Lauren Bullock, from Donaghmore, was only 17 years old when she and two other teenagers lost their lives in a crush as they queued to get into a disco at the Greenvale Hotel in Cookstown on St Patrick’s Day 2019.
On the third anniversary of Lauren’s passing, Derry international development charity, Children in Crossfire, have shared images of two new classrooms they have built at Mapinduzi Primary School in Tanzania’s Dodoma region thanks to funds raised in her memory.
She was a passionate advocate for children’s rights and had told her family about attending a talk in her school, St Patrick’s College in Dungannon, given by Children in Crossfire’s Executive Director, Richard Moore. It was this that inspired Lauren’s family and friends to fundraise for the charity which works in Ethiopia and Tanzania.
Richard Moore said: “It has been a wonderful honour for me to get to know the Bullock family. I feel privileged that they chose to support Children in Crossfire in Lauren’s precious memory. While I am delighted that two new classrooms have now been built in Tanzania because of funds they raised for us, it goes without saying that I deeply wish this project might have come about in very different circumstances.
“One of the great challenges Children in Crossfire face as we implement our pre-primary education programme is the lack of quality classrooms in schools. Overcrowding is a near universal problem, which limits the impact we can make. To overcome that obstacle, we work with local communities to build and equip new classrooms. It is a remarkable tribute to Lauren that the Mapinduzi community reacted to her story by mobilising enough additional resources to complete a second classroom at their school in her memory.
“Thanks to Lauren’s family and friends, thousands of children will get a better education over many years to come. Something positive has emerged out of Lauren’s tragic loss; and I hope Mary, Martin, Ryan and Shane will take comfort in knowing that this will always be a part of her legacy.”
Lauren’s mother, Mary, said: “Lauren cared very deeply about children. She had told us about hearing Richard Moore speak at school and being very impressed with the work Children in Crossfire does. Sadly, she will never be able to fulfil her dream of becoming a social worker and making life better for vulnerable children here. However, these new classrooms built in her memory will do exactly that for children growing up in disadvantage in Tanzania. As we mark her third anniversary, we take inspiration from her beautiful life and wonderful legacy.

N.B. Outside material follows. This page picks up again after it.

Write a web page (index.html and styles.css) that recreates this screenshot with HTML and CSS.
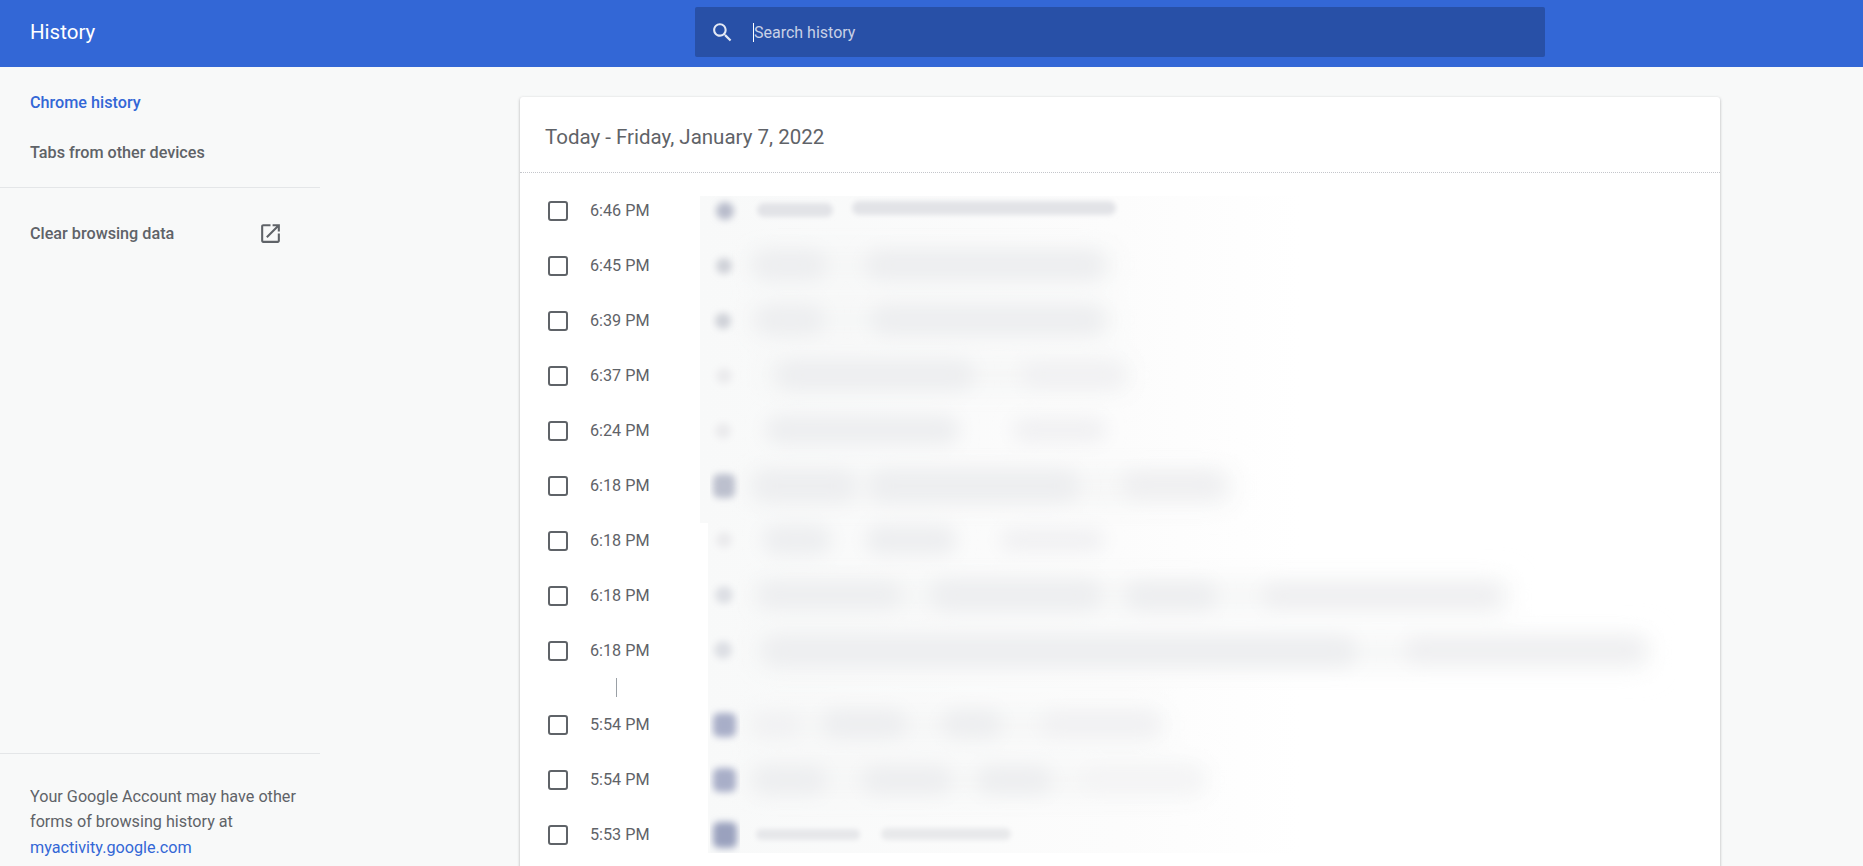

“We want to thank Richard and the Children in Crossfire team for ensuring these classrooms were built so quickly. We are so pleased that Lauren’s name will be known to children on the other side of the world. While they may never fully know who she was, they will understand and appreciate what she left behind and the positive difference it has made for them. That fills us with pride in our wonderful Lauren.”